И вот теперь я снова в коме…
Мама, папа, как же я не подумал о вас, когда, облив себя сжигателем жира, вылетел на виндборде с семьдесят второго этажа.
Но тогда я мог думать только о ней, о Еве.
У меня перед глазами скакали цифры роста ее пульса и давления, частоты дыхания и базальной температуры, когда она целовалась с этим центральным нападающим нашей школьной команды. Я не мог оторваться от висевшего передо мной голографического экрана. Как завороженный, я смотрел на взлетевшие
А мне она говорила, что он ей совсем не нравится. Не нравится! Да она его хочет! Нет, не просто хочет, она влюблена!
Я просканировал парня. Эрекция, но все показатели близки к норме. Ему она пофиг. Трахнет и через неделю забудет.
У меня внутри словно все заледенело. Я щелкнул браслетом, свернул экран, отозвал сканнер.
Я стоял у окна. Мои глаза были широко открыты, но я не видел города, расстилающегося передо мной. Не видел вертикалей жилых башен, в чьих стеклянных стенах отражались лучи заходящего солнца. Не видел опрокинутую циклопическую полусферу центрального стадиона. Не видел торчащие на горизонте ажурные конструкции планетарного лифта на орбиту Луны. Не видел цепочки трасс аэротакси, причудливой паутиной заплетшие весь город. Не видел своего родного города.
Я видел только ее медленно расширяющийся зрачок, снятый сканнером перед тем, как она закрыла глаза.
Я подумал, что жизнь моя как-то быстро закончилась, не успев, собственно, и начаться.
«Я рос толстым, вялым и неповоротливым. Меня дразнили «жиртрестом», обижали и часто били. Сначала в детском саду, потом в школе и институте. Девушки презирали меня, друзей не было, учителя и преподаватели ставили приличные оценки, но не любили меня.
Черт, — лениво подумал я, — вроде я когда-то уже так думал. И почему институт? Я же только в школе учусь».
Но друзей у меня не было, и девушки действительно презирали меня.
Ева была младше меня на два года и, соответственно, училась в девятом классе. Она была дочерью нашего соседа по дому и папиного приятеля и коллеги — дяди Тиберия.
Тиберий жил под нами и занимал семьдесят первый этаж башни.
Мы с Евой росли вместе. Пока были маленькими, были друзьями. И моя толщина ей не мешала. Играли вместе. Я даже проделал тайный ход на нижний этаж. Ход вел из нашего гаража в гараж дяди Тиберия. Все родители о нем, естественно, знали, но молчали.

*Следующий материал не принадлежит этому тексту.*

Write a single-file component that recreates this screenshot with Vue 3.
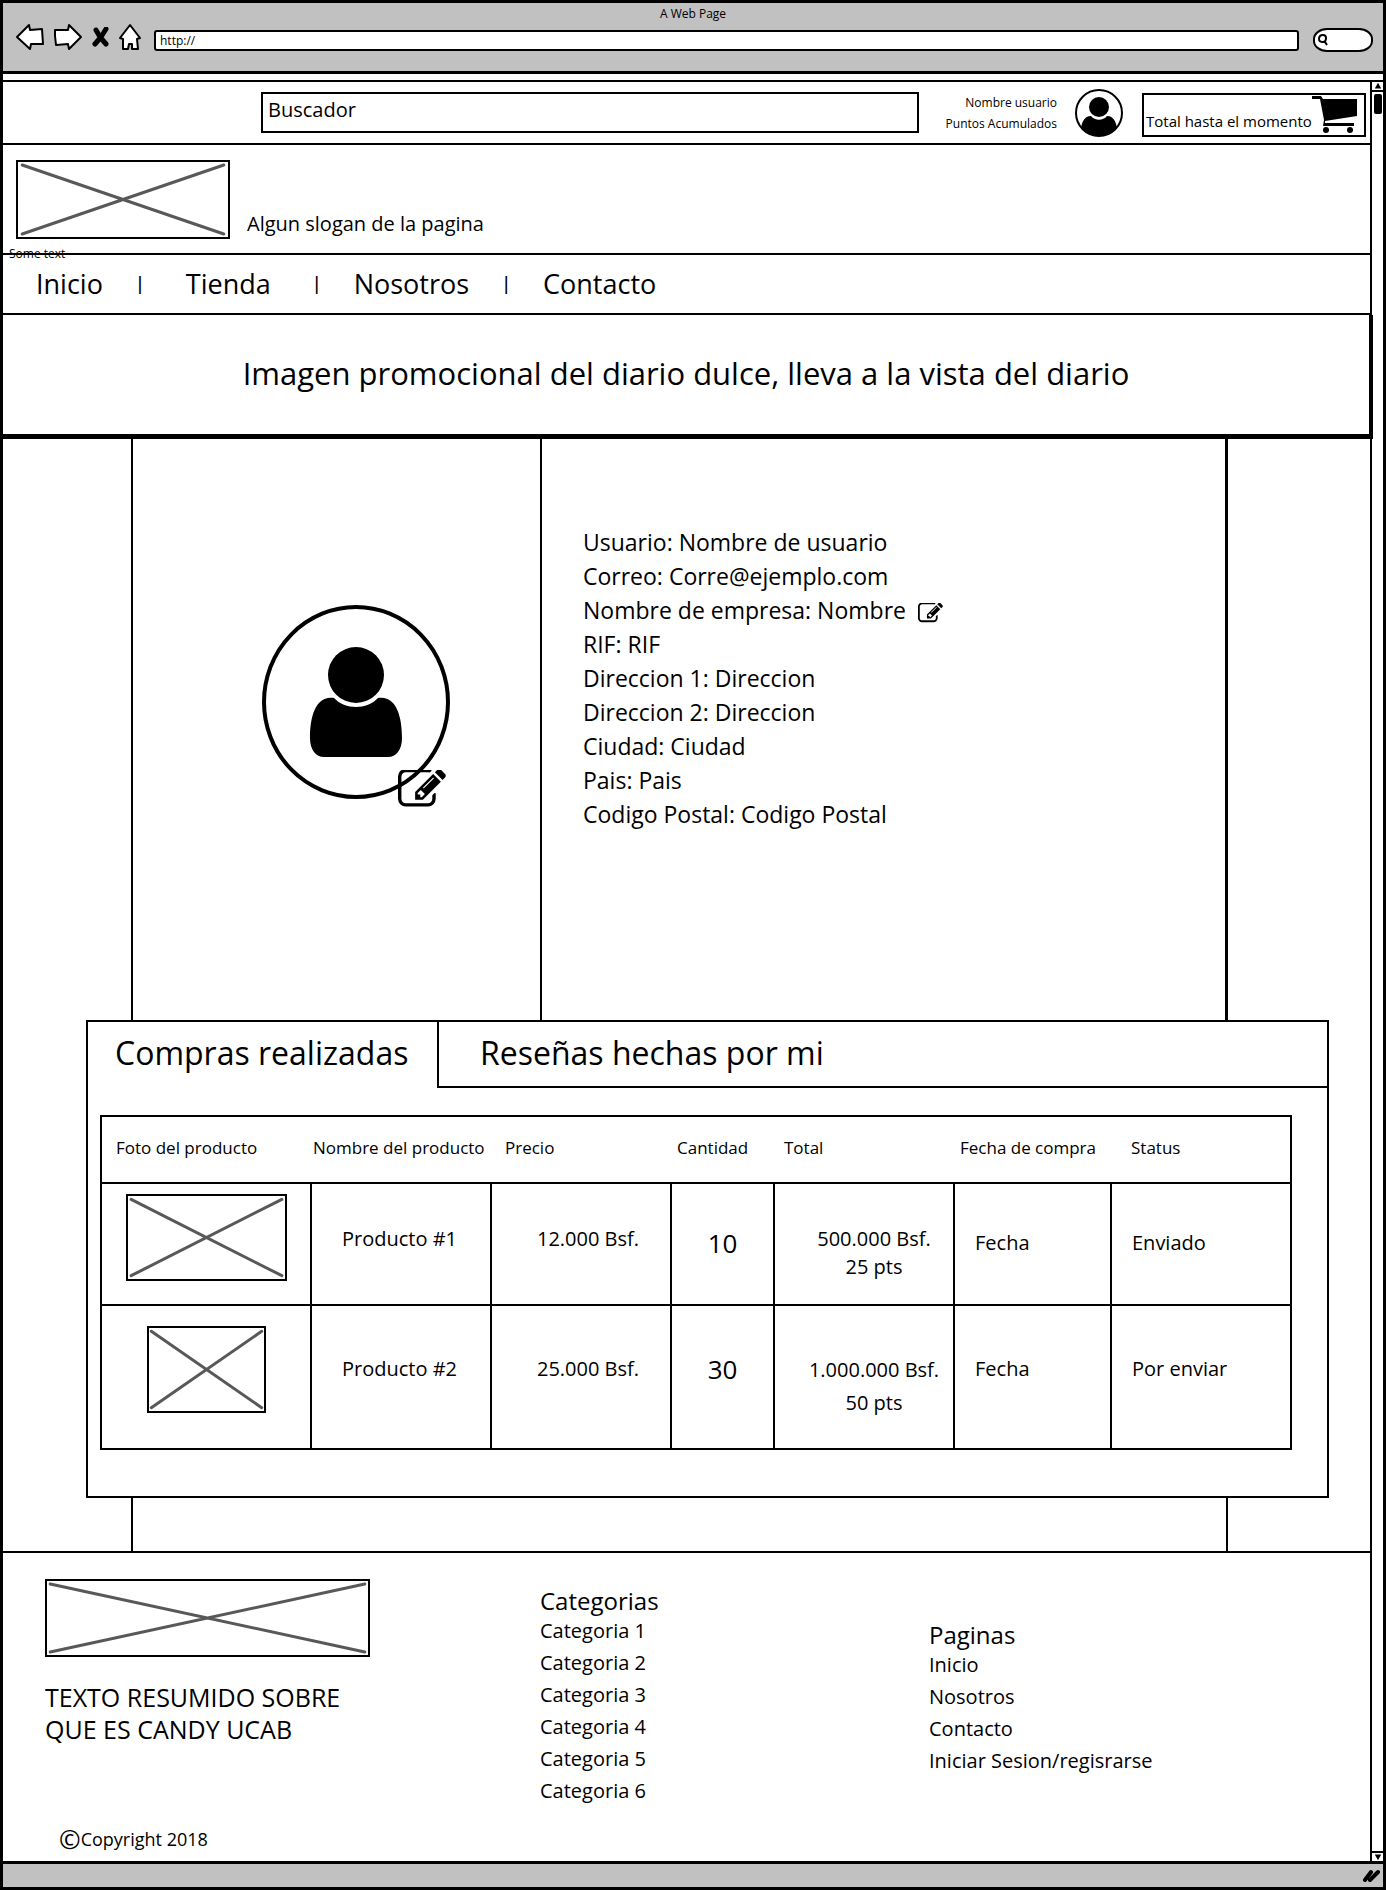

И, конечно, я был влюблен. Лет с десяти. В четырнадцать понял, что шансов у меня нет, и моя жизнь превратилась в пытку. Все попытки сбросить вес оказывались бесплодными. Не помогали ни спорт, ни таблетки. Врачи говорили, что после окончания полового созревания, возможно, я похудею. Но после пятнадцати я стал еще толще. Какой-то гормональный сбой. Можно было попытаться вмешаться в геном, но врачи обещали только пятьдесят процентов успеха и двадцать — вероятности наступления необратимых генетических изменений. На таких условиях мама на вмешательство не согласилась. Я-то, понятно, рискнуть был готов, но кто же меня будет слушать. Придется ждать совершеннолетия, хотя тогда вероятность благополучного исхода будет еще меньше. И если к тому времени Ева еще не выйдет замуж, и если в этом вообще будет какой-то смысл.